July 18, 2019

Purim, IKAR-Style

Members of IKAR Tribe, the congregation’s community of people in their 20s and 30s, turned out to “IKAR Noir: Purim Justice Carnival.” Photo by Steve Sherman Photography

Parodying “Ferris Bueller’s Day Off,” in a video segment, IKAR’s Rabbi Sharon Brous pretends she is too sick to work. After her husband and children wish her well and head out, she wanders around her blissfully empty home in her bathrobe before calling L.A. Mayor Eric Garcetti, who actually is sick at home.

“Life moves pretty fast. If you don’t stop and look around once in a while, you could miss it,” Brous says into the camera. 

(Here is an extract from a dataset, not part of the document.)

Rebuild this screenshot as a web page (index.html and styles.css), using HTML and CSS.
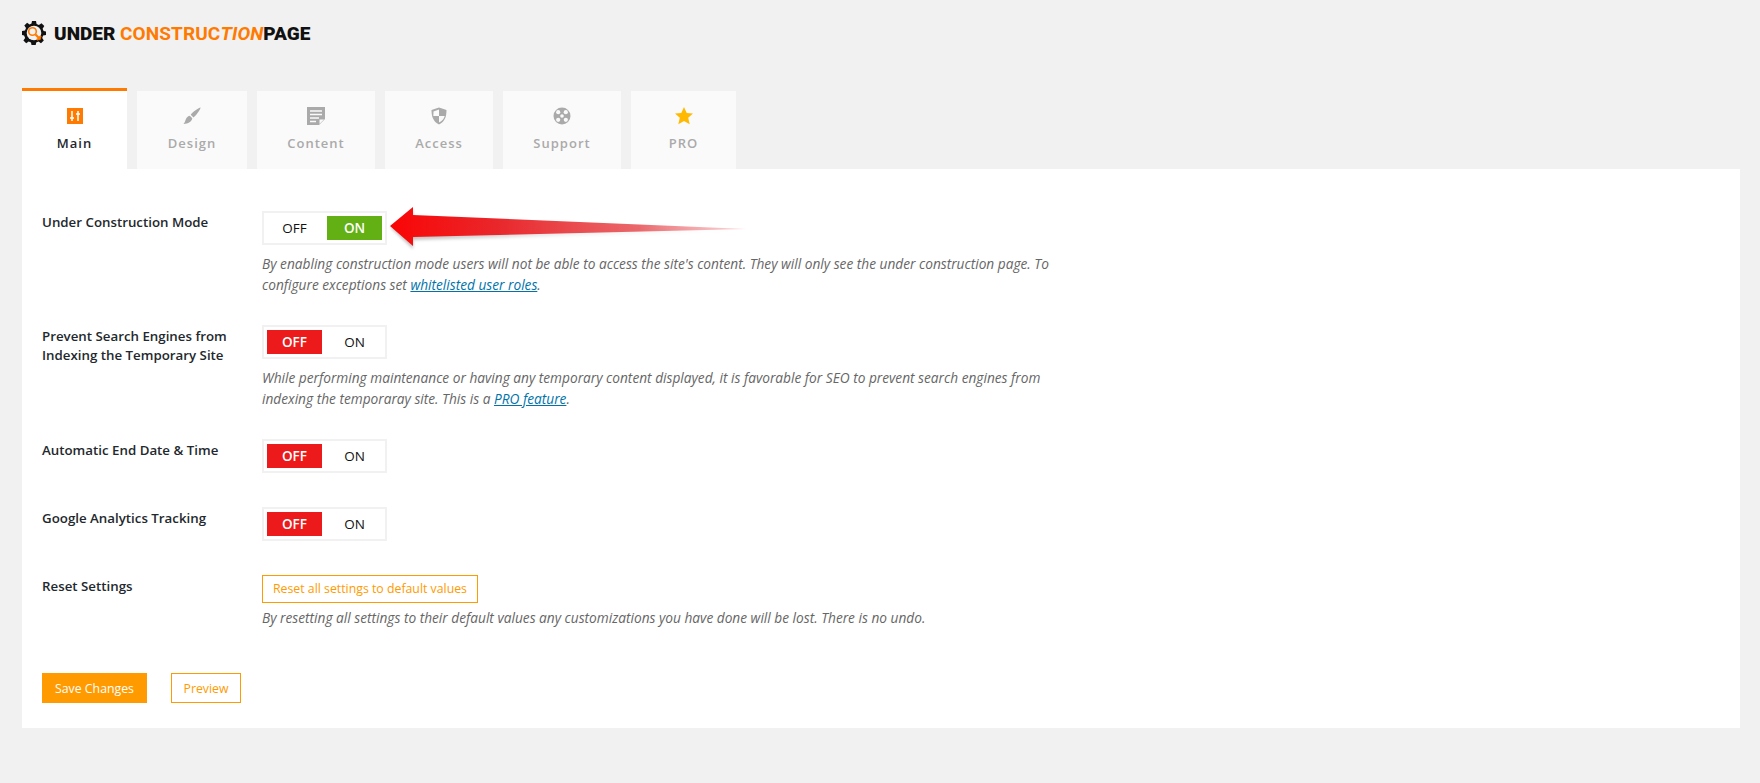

A couple of scenes later, Brous and Garcetti are dancing to the Beatles’ “Twist and Shout” on location at the Los Angeles County Museum of Art (LACMA), Garcetti in Wayfarer sunglasses and a hockey jersey — a ringer for Ferris’ BFF Cameron — partying like it’s, well, 1986.

Welcome to the spirited “IKAR Noir: Purim Justice Carnival,” where people drank, danced, listened to the Megillah and enjoyed a humorous Purim spiel.

The Mid-City-based IKAR held its Purim party at Candela La Brea on March 20, one of several Purim events happening around the city, from Pico-Robertson to Pico-Union, that evening.

This being IKAR, an egalitarian, social justice-oriented spiritual community, many wore politically left-leaning costumes. Brous was dressed as Ruth Bader Ginsburg. IKAR Founder and CEO Melissa Balaban wore an all-white ensemble, an homage to the Democratic women in the 116th Congress. And a 20-something wore a sign around his neck that read, “Bro, do you even know who my father is?” Asked what he was supposed to be, he said, “A culturally appropriating frat boy.”

Some left politics behind, if only for one night. IKAR Cantor Hillel Tigay was dressed as “The Dude,” Jeff Bridges’ character from “The Big Lebowski,” shaggy hair, bushy beard, robe, flannel pants and all. 

Partygoers at the bar attempted to fulfill the Purim tradition of getting drunk enough to not know the difference between the cursed Haman and the blessed Mordecai. Stacked in a pile on a nearby table were nonperishable food items, noisy enough to be used as groggers during the Megillah reading and to be donated to SOVA food pantry after the party.

The reading of the Megillah was interwoven with a video spoof of the documentaries about the botched Fyre Festival, the “luxury music festival” that never was. In IKAR’s video, people were planning Trybe Fest, where the challah was a couple of lousy pieces of matzo, there was not enough tefillin to go around and organizers faced more problems than the folks behind the latest Women’s March.

“So You Think Shushan Dance,” a live parody of the televised competition show, “So You Think You Can Dance,” followed. Stage right, a row of judges, including Brous, critiqued dance moves by actress Ayla Barreau, who portrayed Vashti.

After the spiel, volunteers cleared chairs for a dance floor. Attendee Jeremy Yanofsky, a congregant of Adat Ari El in Valley Village, wandered around the room, looking lost.

Yanofsky, one of the few to follow the noir theme, was dressed as a gumshoe detective, complete with overcoat and fedora. He literally followed the commandment of Purim and made an effort to turn his own world upside down. 

The 35-year-old drove all the way from the Valley to experience Purim in a new environment. “I just wanted to try something different,” he said.